According to the UNODC World Drug Report of 2017, Morocco is ranked third in terms of cannabis resin seizures after Spain and Pakistan. Recently, however, the country has seen a drastic increase of the number of cocaine seizures coming from South America. Statistics published in the 2017 report of the Directorate General on Territory Surveillance (DGST) confirm this, noting a significant peak in 2017 (which saw a 48% increase from 2016).
It is clear that there has been a significant change in the routes that drug traffickers use to channel their goods towards consumer markets, but are there links between the groups that produce and smuggle cocaine through Morocco, and those associated with cannabis production and exportation?
According to the latest Annual Report of the Moroccan National Observatory on Drugs and Addictions, ‘drug organizations in Latin America have begun to exploit the established Moroccan cannabis routes for the trafficking of cocaine […] to Europe’.
This suggests that Morocco is being incorporated along the transatlantic cocaine route that traditionally goes from the Andes region through West Africa to reach Europe. In 2011, a UNODC report on cocaine also suggested that traditional cannabis resin trafficking routes from Morocco to Spain were being used to traffic cocaine.
The 2016 EU Drug Market Report echoed this, stating that ‘a group trafficking cannabis resin from Morocco to the Iberian Peninsula can easily use the same people, routes and means of transport to also traffic cocaine transiting through West Africa.’
A rare and expensive drug, cocaine was traditionally consumed by only a small group of Moroccans and not seen by authorities to pose a significant threat. However, increased cocaine trafficking seems to have boosted local consumption.
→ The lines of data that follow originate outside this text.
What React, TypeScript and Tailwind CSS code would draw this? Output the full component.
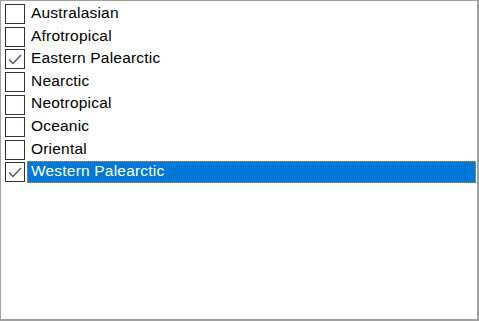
const regions = [
  { name: "Australasian", checked: false },
  { name: "Afrotropical", checked: false },
  { name: "Eastern Palearctic", checked: true },
  { name: "Nearctic", checked: false },
  { name: "Neotropical", checked: false },
  { name: "Oceanic", checked: false },
  { name: "Oriental", checked: false },
  { name: "Western Palearctic", checked: true },
];

function CheckBox({ checked }: { checked: boolean }) {
  return (
    <div className="w-[20px] h-[20px] shrink-0 border-[1.5px] border-[#333333] bg-white flex items-center justify-center">
      {checked && (
        <svg width="16" height="16" viewBox="0 0 16 16">
          <path d="M2 8.5 L6 12.5 L14 4" fill="none" stroke="#555555" strokeWidth="1.4" />
        </svg>
      )}
    </div>
  );
}

export default function App() {
  const selected = 7;
  return (
    <div className="w-[479px] h-[321px] bg-white border-l border-t border-r-2 border-b-2 border-[#a0a0a0] pt-[2px] pl-[4px] pr-[1px] font-['Liberation_Sans',Arial,sans-serif] text-[15.5px] tracking-[0.2px] text-black">
      {regions.map((r, i) => (
        <div key={r.name} className="h-[22.6px] flex items-center">
          <CheckBox checked={r.checked} />
          {i === selected ? (
            <div className="ml-[2px] flex-1 h-[22px] bg-[#0078d7] text-white pl-[3px] pb-[3px] border border-dotted border-[#e08a2c] flex items-center leading-none">
              {r.name}
            </div>
          ) : (
            <div className="ml-[2px] flex-1 h-[22px] pl-[4px] pb-[3px] flex items-center leading-none">{r.name}</div>
          )}
        </div>
      ))}
    </div>
  );
}
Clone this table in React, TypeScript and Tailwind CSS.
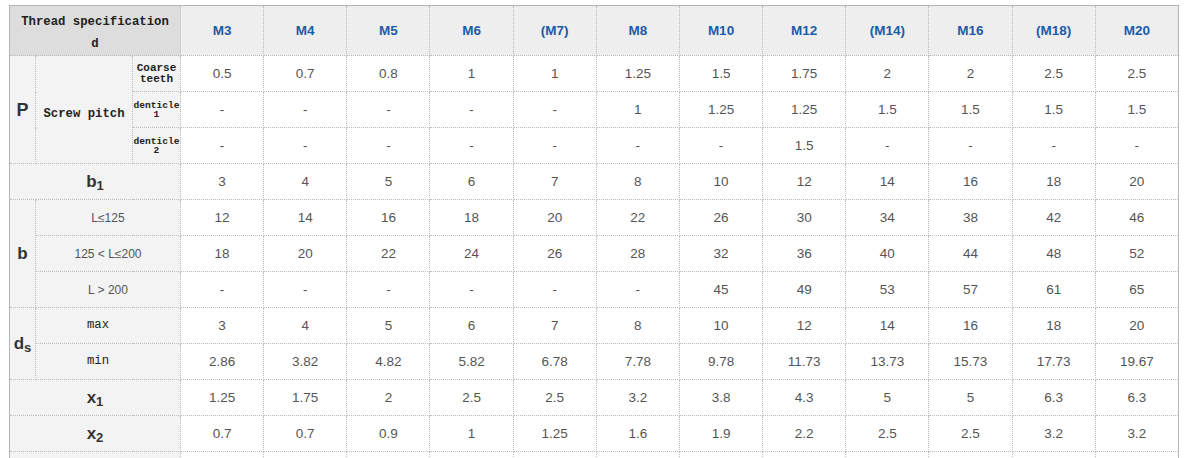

Ten years ago, a gram of cocaine cost 1 000 Dirham while today, it may be bought for 400 Dirham. Between 1980 and 2008, only the nine cases of cocaine overdose were identified. Today, of the 600 000 drugs users in Morroco, around 18 000 are believed to be using cocaine and 12% of school youth have tried the drug. A swift response is needed to curb this threat before it becomes even more deeply entrenched.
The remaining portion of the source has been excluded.